Pedagang Nasi Goreng: Harga Barang Sudah Mahal, Masa PPN Ikut Naik?
TANGERANG SELATAN, KOMPAS.com - Pedagang nasi goreng di Pondok Aren bernama Slamet (47) meminta pemerintah membatalkan menaikkan tarif Pajak Pertambahan Nilai (PPN) menjadi 12 persen.
Sebab, saat ini harga bahan pokok di pasar tradisional sudah mahal. Dia khawatir dengan kenaikan PPN 12 persen akan semakin mencekik rakyat.
"Saya harap pemerintah turun ke pasar untuk melihat langsung kondisi harga barang. Harga barang sudah mahal, (masa) PPN (ikut) naik lagi, nanti yang kecil-kecil seperti kami yang paling terkena dampaknya," ujar Slamet kepada Kompas.com, Jumat (20/12/2024).
Slamet bercerita, dalam seminggu terakhir harga bahan baku yang biasa dia beli untuk usaha nasi gorengnya terus naik.
"Biasanya belanja itu cukup Rp 600.000 per hari, sekarang jadi Rp 700.000. Semua naik, mulai dari ayam, telur, minyak goreng, sampai kertas nasi. Kalau nanti PPN resmi naik, harga pasti semakin tinggi lagi," keluh Slamet.
Meskipun harga bahan baku naik, Slamet mengaku masih belum berani menaikkan harga jual nasi goreng. Dia khawatir jika harga nasi gorengnya naik akan diprotes pelanggannya.
"Saya belum bisa naikkan harga. Kalau harga naik seribu saja, konsumen pasti protes. Jadi, saya masih tahan dulu. Saya lihat dalam sebulan ke depan, kalau harga bahan baku masih tinggi, mau tidak mau harus dinaikkan," kata Slamet.
Dalam sehari, Slamet bisa menjual sekitar 70 hingga 90 porsi nasi goreng dengan pendapatan rata-rata Rp 1 juta hingga Rp 1,4 juta.
Namun, dengan harga bahan baku yang terus naik keuntungan yang didapat Slamet makin turun.
"Kalau jualan habis, pendapatan bisa Rp 1,4 juta, tapi belanja tetap Rp 700.000. Kadang kalau sepi, cuma dapat Rp 1 juta. Untungnya sudah tipis banget," jelas dia.
Dia berharap situasi ini segera membaik dan harga bahan baku tidak terus merangkak naik.

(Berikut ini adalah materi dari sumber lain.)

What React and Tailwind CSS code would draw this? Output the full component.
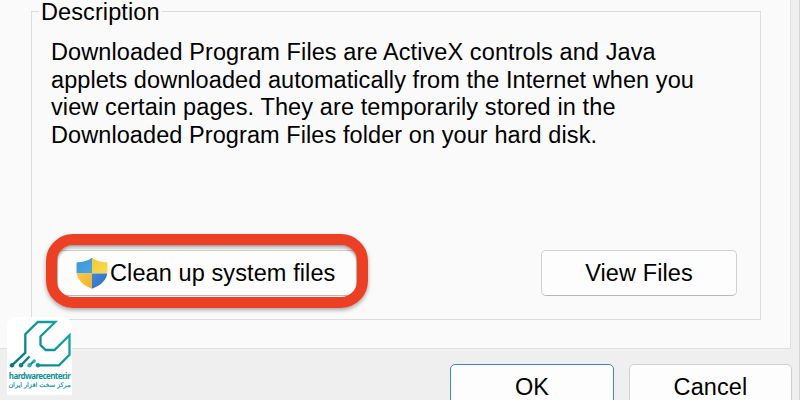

"Buat kami pedagang kecil, kalau harga naik terus, kami harus naikkan harga jual juga. Tapi, kalau harga jualnya sudah terlalu mahal, pelanggan akan lari," kata Slamet.
Sama dengan Slamet, Retsa (29), juga mengeluhkan hal yang sama. Dia khawatir jika tarif PPN naik 12 persen akan membuat harga-harga semakin mahal.
"Sebelum PPN naik saja kopi sudah mahal, sekarang tambah mahal lagi. Jadi saya mulai beli alat kopi dan biji kopi di pasar yang lebih murah, supaya bisa tetap hemat," kata Retsa.
Untuk mengakalinya, Retsa mulai rajin masak di rumah dengan bahan-bahan yang dibeli dari pasar tradisional. Sebab, harga di pasar lebih murah dibandingkan di supermarket.
Dengan demikian, dia bisa tetap mengatur pengeluaran tanpa melampaui anggaran bulanan.
"Saya memang suka masak sendiri, dan bahan-bahan di pasar itu lebih murah. Selain itu, kita bisa pilih kualitasnya," kata dia.
Sebelumnya, Ketua Umum Gabungan Pengusaha Makanan dan Minuman Indonesia (Gapmmi), Adhi S. Lukman, mengungkapkan, kenaikan PPN berpotensi meningkatkan harga makanan dan minuman.
"PPN ini kan berantai, karena ada margin masing-masing mata rantai sehingga akan akumulasi, ujung-ujungnya kalau saya perkirakan akan naik di tingkat konsumen itu sekitar 2-3 persen (kenaikan harga) akibat kenaikan PPN itu," kata Adhi saat dikonfirmasi Kompas.com, Kamis (19/12/2024).
Adhi juga khawatir bahwa dampak dari kenaikan PPN ini dapat menyebabkan penurunan penjualan produk makanan dan minuman.
Meski belum dapat menghitung secara pasti, dia menekankan bahwa hal ini terjadi di tengah daya beli masyarakat yang belum sepenuhnya pulih.